Raporda sektör yöneticilerine şu üç önemli tavsiyede bulunuluyor:
• Hedefli Dönüşüm: Daha fazla teknoloji daha fazla değer anlamına gelmez. Önce hedeflediğiniz işin sonucunu tanımlayın ve ardından hangi teknolojinin bunu başarmanıza yardımcı olacağını seçin.
• Çalışma yöntemlerini iyileştirmek için üretken yapay zekâ gibi gelişmekte olan teknolojileri kullanın: Bu da verimliliği ve çalışanların refahını artıracaktır.
• Verilerinizden en iyi şekilde yararlanın: Doğru veri temellerini attığınızdan emin olun. Doğru temellere sahip olmak, işletmenizin değeri tanımlama ve istenen iş sonuçlarını ölçme konusunda daha yetenekli olmasını sağlayacak. Zaman içinde, yeni güvenilir analitik yetenekleri entegre ederek veri temellerinizi geliştirdiğinizden emin olun. Bu, pazardaki değişikliklere uyum sağlamanıza ve süregelen sorunsuz bir müşteri deneyimi sunmanıza olanak tanıyabilir.
KPMG Türkiye Perakende ve Tüketici Ürünleri Sektör Lideri ve Birleşme ve Satın Alma Hizmetleri Şirket Ortağı Özge İlhan, şu değerlendirmeyi yaptı:
“Gelişmekte olan teknolojilerin yükselişi, müşterilerin tüketici ve perakende markalarıyla etkileşim kurma biçimlerini değiştiriyor. Günümüzde alışveriş yapanlar kolaylık, sorunsuz ticaret deneyimi, kişiselleştirme talep ediyor.

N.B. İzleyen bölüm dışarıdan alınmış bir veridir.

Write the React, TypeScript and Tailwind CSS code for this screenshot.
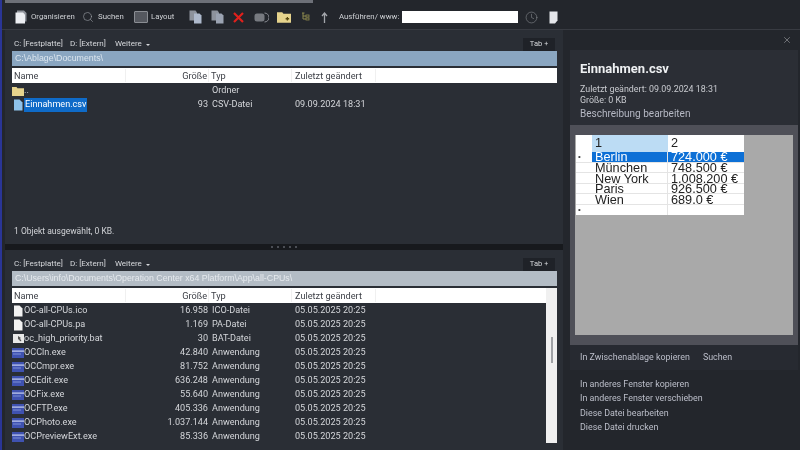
import { Clock, Search, X } from 'lucide-react'

type FileRow = {
  name: string
  size: string
  type: string
  date: string
  icon: 'page' | 'bat' | 'exe'
}

const lowerFiles: FileRow[] = [
  { name: 'OC-all-CPUs.ico', size: '16.958', type: 'ICO-Datei', date: '05.05.2025 20:25', icon: 'page' },
  { name: 'OC-all-CPUs.pa', size: '1.169', type: 'PA-Datei', date: '05.05.2025 20:25', icon: 'page' },
  { name: 'oc_high_priority.bat', size: '30', type: 'BAT-Datei', date: '05.05.2025 20:25', icon: 'bat' },
  { name: 'OCCln.exe', size: '42.840', type: 'Anwendung', date: '05.05.2025 20:25', icon: 'exe' },
  { name: 'OCCmpr.exe', size: '81.752', type: 'Anwendung', date: '05.05.2025 20:25', icon: 'exe' },
  { name: 'OCEdit.exe', size: '636.248', type: 'Anwendung', date: '05.05.2025 20:25', icon: 'exe' },
  { name: 'OCFix.exe', size: '55.640', type: 'Anwendung', date: '05.05.2025 20:25', icon: 'exe' },
  { name: 'OCFTP.exe', size: '405.336', type: 'Anwendung', date: '05.05.2025 20:25', icon: 'exe' },
  { name: 'OCPhoto.exe', size: '1.037.144', type: 'Anwendung', date: '05.05.2025 20:25', icon: 'exe' },
  { name: 'OCPreviewExt.exe', size: '85.336', type: 'Anwendung', date: '05.05.2025 20:25', icon: 'exe' },
]

const csvRows = [
  ['Berlin', '724.000 €'],
  ['München', '748.500 €'],
  ['New York', '1.008.200 €'],
  ['Paris', '926.500 €'],
  ['Wien', '689.0 €'],
]

function PageIcon({ color = '#f2f2f2' }: { color?: string }) {
  return (
    <svg width="10" height="12" viewBox="0 0 10 12" className="shrink-0">
      <path d="M1 0.5h5.5L9.5 3.5V11.5H1z" fill={color} />
    </svg>
  )
}

function BatIcon() {
  return (
    <svg width="11" height="9" viewBox="0 0 11 9" className="shrink-0">
      <rect width="11" height="9" fill="#e8e8e8" />
      <path d="M5 2l3 2-1 .6L8.5 7 7 7.3 5.8 5 5 6z" fill="#555" />
    </svg>
  )
}

function ExeIcon() {
  return (
    <svg width="12" height="10" viewBox="0 0 12 10" className="shrink-0">
      <rect width="12" height="10" fill="#3f52b0" />
      <rect y="2.5" width="12" height="1.2" fill="#c9d2f2" />
      <rect x="1" y="5.5" width="8" height="1" fill="#7f8fd6" />
    </svg>
  )
}

function FolderIcon({ plus = false, size = 12 }: { plus?: boolean; size?: number }) {
  return (
    <svg width={size} height={size - 2} viewBox="0 0 12 10" className="shrink-0">
      <path d="M0 1h4.5l1 1.3H12V10H0z" fill="#e6d38c" />
      {plus && <path d="M7.4 6.5h3M8.9 5v3" stroke="#5a4a10" strokeWidth="1.1" />}
    </svg>
  )
}

function CopyIcon({ tone = '#aeb9cc' }: { tone?: string }) {
  return (
    <svg width="13" height="14" viewBox="0 0 13 14" className="shrink-0">
      <path d="M0.5 0.5h6l1.5 2v8h-7.5z" fill="#8d929c" />
      <path d="M5 3.5h5.5l2 2v8H5z" fill={tone} />
    </svg>
  )
}

function PanelHeader({ path, pathClass }: { path: string; pathClass: string }) {
  return (
    <>
      <div className="flex h-[14px] items-center gap-[7px] px-[2px] text-[8px] text-[#d6d8dc]">
        <span>C: [Festplatte]</span>
        <span>D: [Extern]</span>
        <span className="ml-[2px] flex items-center gap-[4px]">
          Weitere
          <span className="mt-[1px] border-x-[2.5px] border-t-[2.5px] border-x-transparent border-t-[#d6d8dc]" />
        </span>
        <span className="ml-auto flex h-[13px] w-[32px] items-center justify-center gap-[2px] bg-[#1f2228] text-[7.5px]">
          Tab <span className="text-[7px]">+</span>
        </span>
      </div>
      <div
        className={`flex h-[15px] items-center pl-[3px] font-['Liberation_Sans',Arial,sans-serif] text-[8.8px] ${pathClass}`}
      >
        {path}
      </div>
    </>
  )
}

function ColumnHeader() {
  return (
    <div className="flex h-[15px] items-center bg-white text-[9.2px] text-[#3c3f46]">
      <span className="w-[114px] border-r border-[#f0f0f0] pl-[2px]">Name</span>
      <span className="w-[83px] border-r border-[#f0f0f0] pr-[1px] text-right">Größe</span>
      <span className="w-[83px] border-r border-[#f0f0f0] pl-[2px]">Typ</span>
      <span className="w-[84px] border-r border-[#f0f0f0] pl-[3px]">Zuletzt geändert</span>
    </div>
  )
}

function Row({ file }: { file: FileRow }) {
  return (
    <div className="flex h-[14px] items-center text-[9.1px] text-[#d4d6da]">
      <div className="flex w-[114px] items-center">
        <span className="flex w-[12px] justify-center">
          {file.icon === 'page' && <PageIcon />}
          {file.icon === 'bat' && <BatIcon />}
          {file.icon === 'exe' && <ExeIcon />}
        </span>
        <span className="whitespace-nowrap">{file.name}</span>
      </div>
      <span className="w-[83px] pr-[1px] text-right">{file.size}</span>
      <span className="w-[83px] pl-[3px]">{file.type}</span>
      <span className="pl-[3px]">{file.date}</span>
    </div>
  )
}

export default function App() {
  return (
    <div className="flex h-[450px] w-[800px] flex-col overflow-hidden border-l-2 border-[#2a3596] bg-[#23262c] font-['Roboto','Noto_Sans',sans-serif] blur-[0.3px]">
      <div className="ml-[3px] h-[3px] w-[308px] shrink-0 bg-[#6d7078]" />

      <header className="flex h-[27px] shrink-0 items-center border-b border-[#383b42] pl-[13px] pt-[2px] text-[7.8px] text-[#cfd1d5]">
        <svg width="12" height="14" viewBox="0 0 12 14" className="shrink-0">
          <path d="M2 0.5h7l2.5 2.5v8.5H2z" fill="#8f939b" />
          <path d="M0.5 2.5h7.5l2 2v9H0.5z" fill="#eceef2" />
        </svg>
        <span className="ml-[4px] w-[44px] whitespace-nowrap">Organisieren</span>
        <Search size={12} strokeWidth={1.2} className="ml-[7px] text-[#9ea1a7]" />
        <span className="ml-[4px] w-[26px]">Suchen</span>
        <span className="ml-[10px] h-[12px] w-[14px] rounded-[1px] border border-[#8a8d93] bg-[#55585f]" />
        <span className="ml-[3px] w-[24px]">Layout</span>
        <span className="ml-[14px] flex">
          <CopyIcon />
        </span>
        <span className="ml-[9px] flex">
          <CopyIcon tone="#9ba3b2" />
        </span>
        <svg width="11" height="11" viewBox="0 0 11 11" className="ml-[9px] shrink-0">
          <path d="M1 1l9 9M10 1l-9 9" stroke="#e0201c" strokeWidth="2.2" />
        </svg>
        <svg width="15" height="11" viewBox="0 0 15 11" className="ml-[10px] shrink-0">
          <rect x="0.5" y="1.5" width="10" height="8" rx="2.5" fill="#777a80" />
          <path d="M10.5 1a4 4 0 0 1 0 9" fill="none" stroke="#8b8e94" />
        </svg>
        <span className="ml-[8px] flex">
          <FolderIcon plus size={14} />
        </span>
        <svg width="9" height="10" viewBox="0 0 9 10" className="ml-[10px] shrink-0">
          <path d="M1 1h2.5M2 1v6h3M2 4h3" fill="none" stroke="#8f8a4e" />
          <rect x="5" y="3" width="3" height="2" fill="none" stroke="#8f8a4e" strokeWidth="0.8" />
          <rect x="5" y="6" width="3" height="2" fill="none" stroke="#8f8a4e" strokeWidth="0.8" />
        </svg>
        <svg width="7" height="11" viewBox="0 0 7 11" className="ml-[11px] shrink-0">
          <path d="M3.5 11V2M1 4l2.5-3L6 4" fill="none" stroke="#a3a6ab" strokeWidth="1.3" />
        </svg>
        <span className="ml-[11px] w-[59px] whitespace-nowrap">Ausführen/ www:</span>
        <span className="ml-[4px] h-[12px] w-[116px] bg-white" />
        <Clock size={13} strokeWidth={1.1} className="ml-[7px] text-[#85888e]" />
        <svg width="9" height="13" viewBox="0 0 9 13" className="ml-[11px] shrink-0">
          <path d="M0.5 0.5h8v9L6 12.5H0.5z" fill="#e4e6ea" />
        </svg>
      </header>

      <div className="flex min-h-0 flex-1">
        <main className="ml-[3px] flex w-[558px] shrink-0 flex-col">
          <section className="flex h-[214px] flex-col bg-[#2a2e35] pt-[7px] pl-[7px] pr-[6px]">
            <PanelHeader path="C:\Ablage\Documents\" pathClass="bg-[#8aa6c1] text-[#dce6ef]" />
            <div className="mt-[2px]">
              <ColumnHeader />
            </div>
            <div className="mt-[1px] flex h-[14px] items-center text-[9.1px] text-[#d4d6da]">
              <div className="flex w-[114px] items-center">
                <span className="flex w-[12px] justify-center">
                  <FolderIcon />
                </span>
                ..
              </div>
              <span className="w-[83px]" />
              <span className="pl-[3px]">Ordner</span>
            </div>
            <div className="flex h-[14px] items-center text-[9.1px] text-[#d4d6da]">
              <div className="flex w-[114px] items-center">
                <span className="flex w-[12px] justify-center">
                  <PageIcon color="#8ec2ea" />
                </span>
                <span className="bg-[#0f6bc8] px-[1px] text-white">Einnahmen.csv</span>
              </div>
              <span className="w-[83px] pr-[1px] text-right">93</span>
              <span className="w-[83px] pl-[3px]">CSV-Datei</span>
              <span className="pl-[3px]">09.09.2024 18:31</span>
            </div>
            <div className="mt-auto pb-[6px] pl-[2px] text-[8.5px] text-[#d2d4d8]">1 Objekt ausgewählt, 0 KB.</div>
          </section>

          <div className="flex h-[6px] shrink-0 items-center justify-center gap-[4px] bg-[#17191d]">
            {[0, 1, 2, 3, 4].map((dot) => (
              <span key={dot} className="size-[2px] bg-[#4b4e55]" />
            ))}
          </div>

          <section className="flex min-h-0 flex-1 flex-col bg-[#2a2e35] pt-[7px] pl-[7px] pr-[6px]">
            <PanelHeader
              path="C:\Users\info\Documents\Operation Center x64 Platform\App\all-CPUs\"
              pathClass="bg-[#b3bcc5] text-[#e6eaee]"
            />
            <div className="mt-[2px] flex min-h-0 flex-1">
              <div className="w-[534px] overflow-hidden">
                <ColumnHeader />
                <div className="mt-[1px]">
                  {lowerFiles.map((file) => (
                    <Row key={file.name} file={file} />
                  ))}
                </div>
              </div>
              <div className="mb-[7px] flex w-[11px] flex-col items-center bg-[#f0f0f0] pt-[49px]">
                <span className="h-[26px] w-[2px] bg-[#9fa1a5]" />
              </div>
            </div>
          </section>
        </main>

        <aside className="ml-[2px] flex min-w-0 flex-1 flex-col pl-[5px]">
          <div className="flex h-[20px] items-center justify-end pr-[8px] text-[#b0b2b6]">
            <X size={10} strokeWidth={1.3} />
          </div>
          <div className="mr-[2px] flex h-[320px] flex-col bg-[#2b2e35]">
            <div className="flex h-[75px] flex-col pl-[10px] pt-[9px] text-[8.9px] text-[#c9cbd0]">
              <h1 className="text-[13px] leading-[20px] font-bold text-[#eef0f2]">Einnahmen.csv</h1>
              <p className="mt-[5px] leading-[11px]">Zuletzt geändert: 09.09.2024 18:31</p>
              <p className="leading-[11px]">Größe: 0 KB</p>
              <p className="mt-[1px] text-[10px] leading-[13px] text-[#b6b9c4]">Beschreibung bearbeiten</p>
            </div>
            <div className="h-[220px] bg-[#4f5058] px-[5px] pt-[10px]">
              <div className="h-[200px] bg-[#a9a9a9] pl-[1px]">
                <div className="w-[168px] bg-white font-['Liberation_Sans',Arial,sans-serif] text-[12.7px] text-[#222]">
                  <div className="flex h-[17px] items-center">
                    <span className="h-full w-[16px]" />
                    <span className="flex h-full w-[76px] items-center bg-[#bcdcf4] pl-[3px] pt-[1px]">1</span>
                    <span className="pl-[3px] pt-[1px]">2</span>
                  </div>
                  {csvRows.map(([city, value], index) => (
                    <div
                      key={city}
                      className={`flex h-[10.6px] items-center border-b border-[#e4e4e4] leading-none ${
                        index === 0 ? 'bg-white text-white' : ''
                      }`}
                    >
                      <span className="flex h-full w-[16px] items-center pl-[2px] text-[8px] text-[#444]">
                        {index === 0 ? '•' : ''}
                      </span>
                      <span
                        className={`flex h-full w-[76px] items-center border-r border-[#e4e4e4] pl-[3px] pt-[2px] ${
                          index === 0 ? 'bg-[#0d70d6]' : ''
                        }`}
                      >
                        {city}
                      </span>
                      <span
                        className={`flex h-full flex-1 items-center pl-[3px] pt-[2px] ${
                          index === 0 ? 'bg-[#0d70d6]' : ''
                        }`}
                      >
                        {value}
                      </span>
                    </div>
                  ))}
                  <div className="flex h-[10px] items-center">
                    <span className="flex h-full w-[16px] items-center pl-[2px] text-[8px] text-[#444]">•</span>
                    <span className="h-full w-[76px] border-r border-[#e4e4e4]" />
                  </div>
                </div>
              </div>
            </div>
            <div className="flex flex-1 items-center gap-[13px] bg-[#272a31] pl-[10px] text-[8.9px] text-[#bcbfca]">
              <span>In Zwischenablage kopieren</span>
              <span>Suchen</span>
            </div>
          </div>
          <nav className="mt-[7px] flex flex-col pl-[10px] text-[8.9px] leading-[14.4px] text-[#bcbfca]">
            <span>In anderes Fenster kopieren</span>
            <span>In anderes Fenster verschieben</span>
            <span>Diese Datei bearbeiten</span>
            <span>Diese Datei drucken</span>
          </nav>
        </aside>
      </div>
    </div>
  )
}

Benzer şekilde markalardan da çevresel, sosyal ve yönetişim standartlarına uymaları bekleniyor. Bu talep ve beklentiler, dijital çağda doğan neslin büyüyerek alışveriş yapmaya başlaması ile her geçen gün daha da artıyor. Aynı zamanda, jeopolitik gerilimler ve ekonomik belirsizlikler de sektörü artan bir baskı altına sokuyor. Tüm bu değişimler, tüketici ve perakende şirketlerini çok kanallı bir dünyada sorunsuz çalışabilmeleri için iş modellerini uyarlamaya zorluyor. Tüketici ve perakende sektöründe temel değişimlerin yaşandığı günümüzde bu değişimleri başarıyla yönetebilmek için ise hangi teknolojilerin verimliliği artırabileceğini ve yapılan işe uygun olabileceğini bilmek gerekiyor. Bir teknolojiye sahip olmanız, o teknolojiden değer elde edeceğiniz anlamına gelmez. Beklentilerinize ve dolayısı ile faaliyetlerinize uygun teknolojileri kullanmak başarıya giden yoldan kritik önem taşımaktadır.”